Of course, now I am thinking I should just give her a box of tampons for her birthday and she'd be overjoyed. No more expensive Barbies whose hair gets tangled up, puzzles whose pieces get lost or games that we can never play because we can't find the pieces.

Case of the Cat Nap

I used to read mysteries voraciously. I started off with a few Nancy Drew's, then moved on to Trixie Belden and her side-kick Honey. As I grew up, I started reading some Mary Higgins Clark and then the Nora Roberts series about Eve Dallas. So you can see I have a weakness for figuring things out ... I just never thought I'd have to solve a mystery at home.

It all started when the plant on my dining room table suddenly started losing dirt. Yes, it would be scattered around every morning. None of the other two plants in the house were touched ... just the one on the table. Honestly, solving the WHO was easy. Meet the culprit, Cinder.

What a mugshot! She actually looks like, "who me? I didn't do it, I tell ya."

The mystery came as HOW she was doing it (I don't think I'll ever understand the mind of a cat to get the WHY!). And I was determined to solve it! You see, the plant she is trying to destroy was one from my Nana's funeral. I have never been known to have a green thumb. In fact, if you wanted to kill something you brought it to me. So I have been very proud of myself that I have kept this plant alive for almost three years now. I like to think my Nana, whose whole body was green, is looking out for me.

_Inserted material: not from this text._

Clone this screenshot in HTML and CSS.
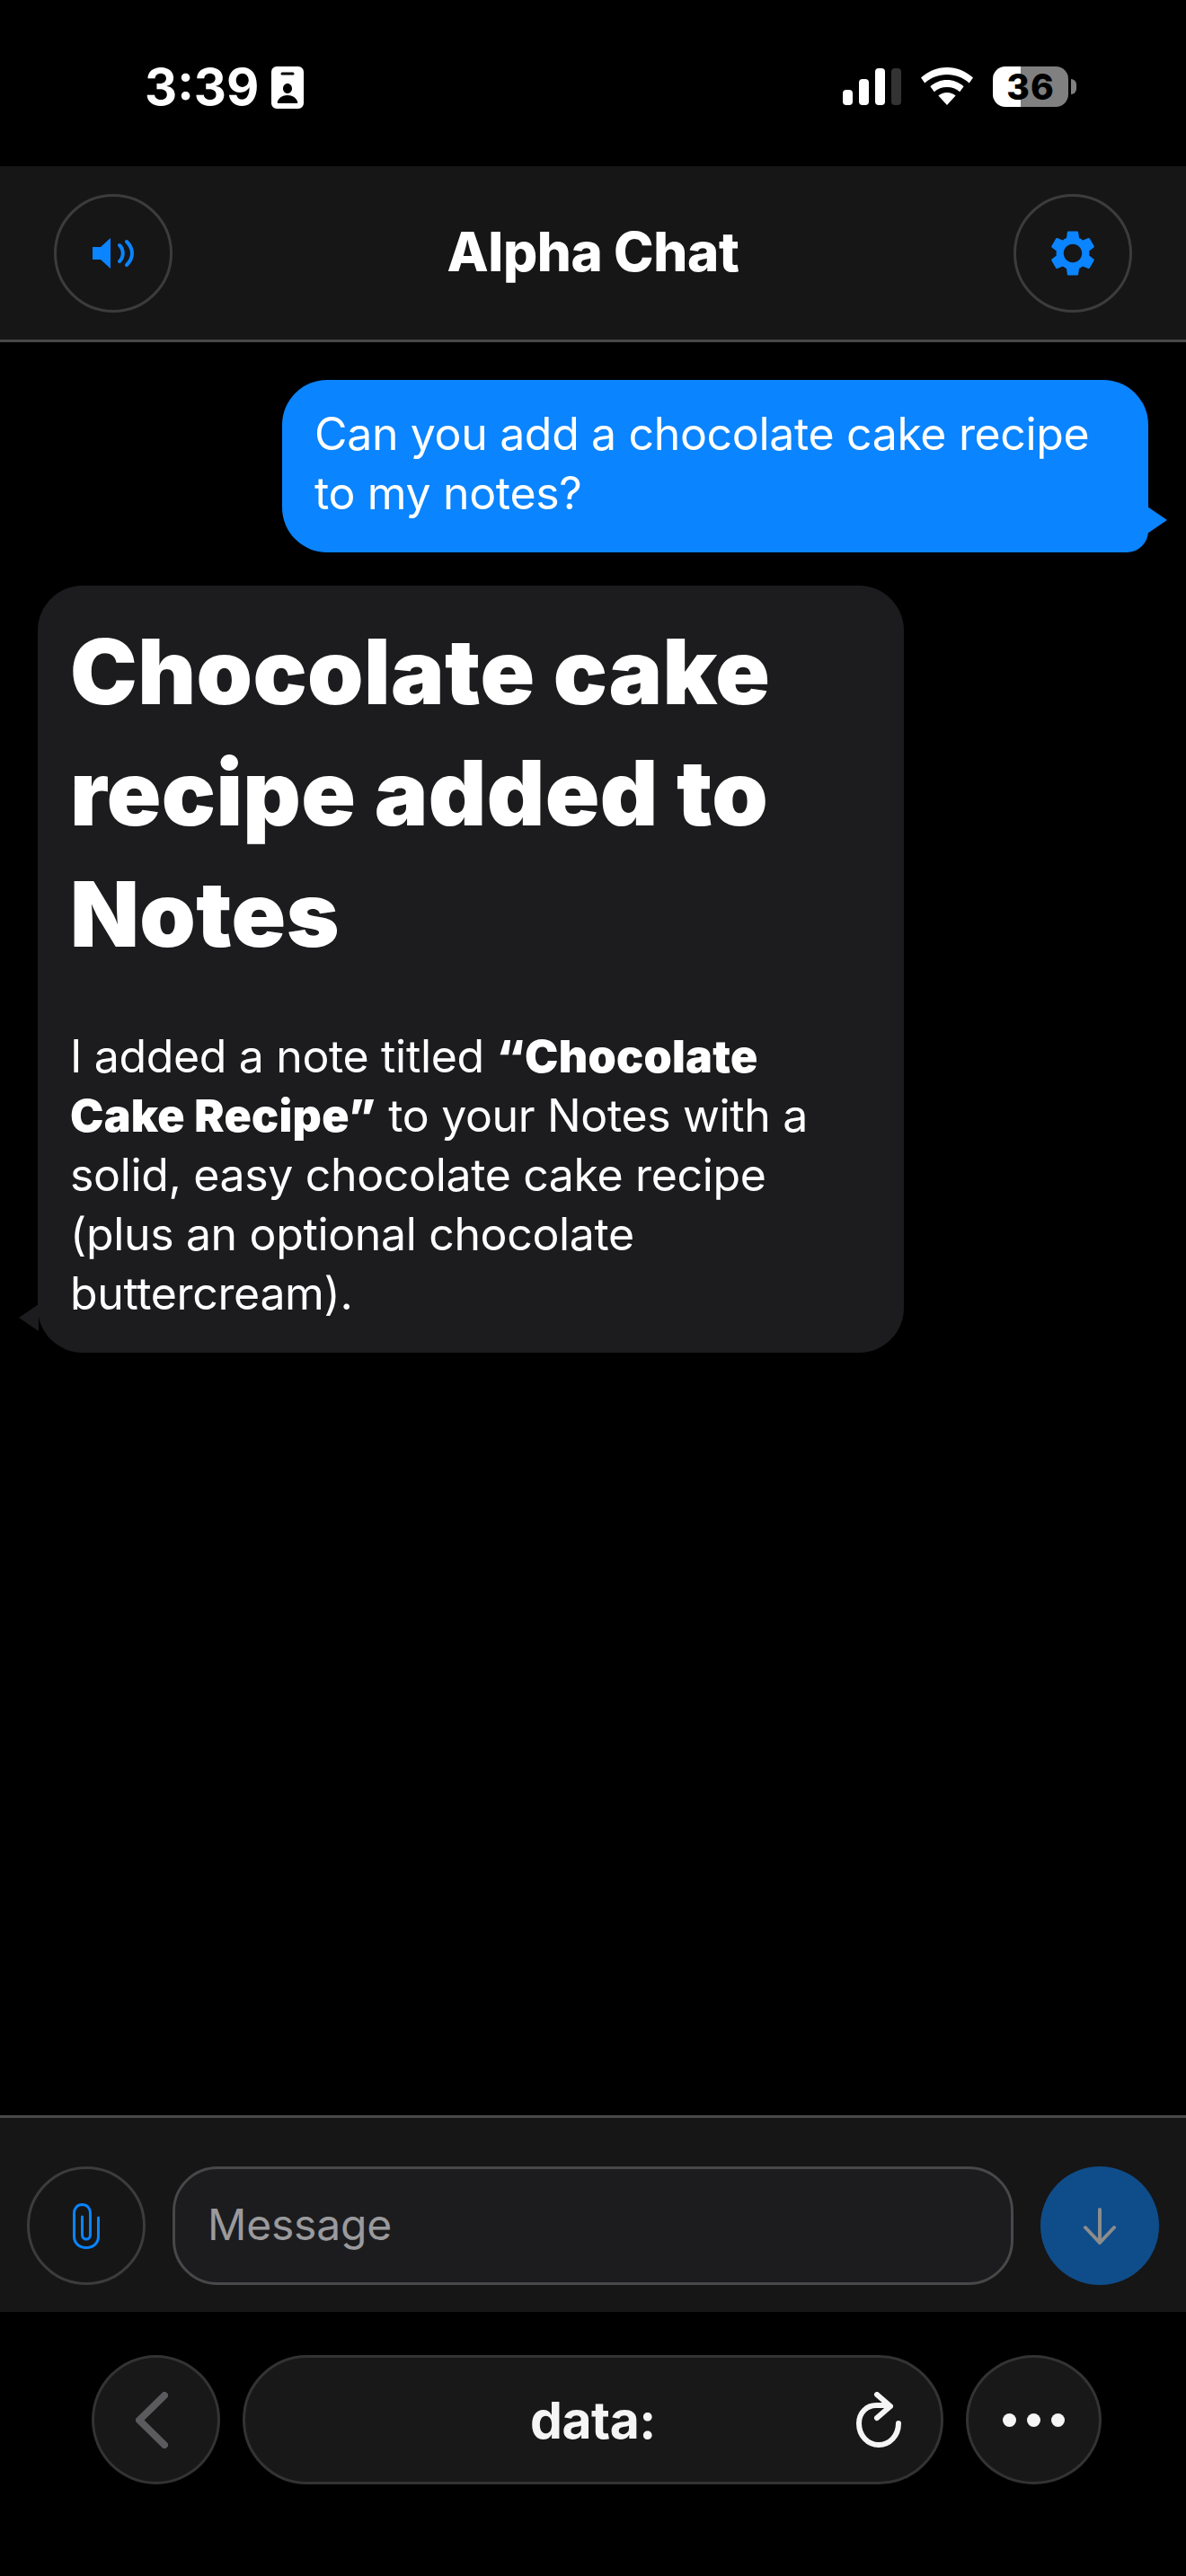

I watched and watched and watched but I could never catch her in the act. Then the break through. One afternoon when Shawn came home, it all became clear. And I died laughing when I heard what she was doing. It seems as if she's figured out how to climb in the pot, curl up and nap in the warm sunshine of the dining room.

I've tried to get a picture of her doing it, but she seems to avoid me at all costs when she knows I'm upset with her. Just like a kidlet. Yes, she is my sixth kid: Shawn, Mallory, Truett, Jack, Jill and finally, Cinder. So, I'll keep chasing her down ... waiting for just the right moment to catch her in the act and send her to jail.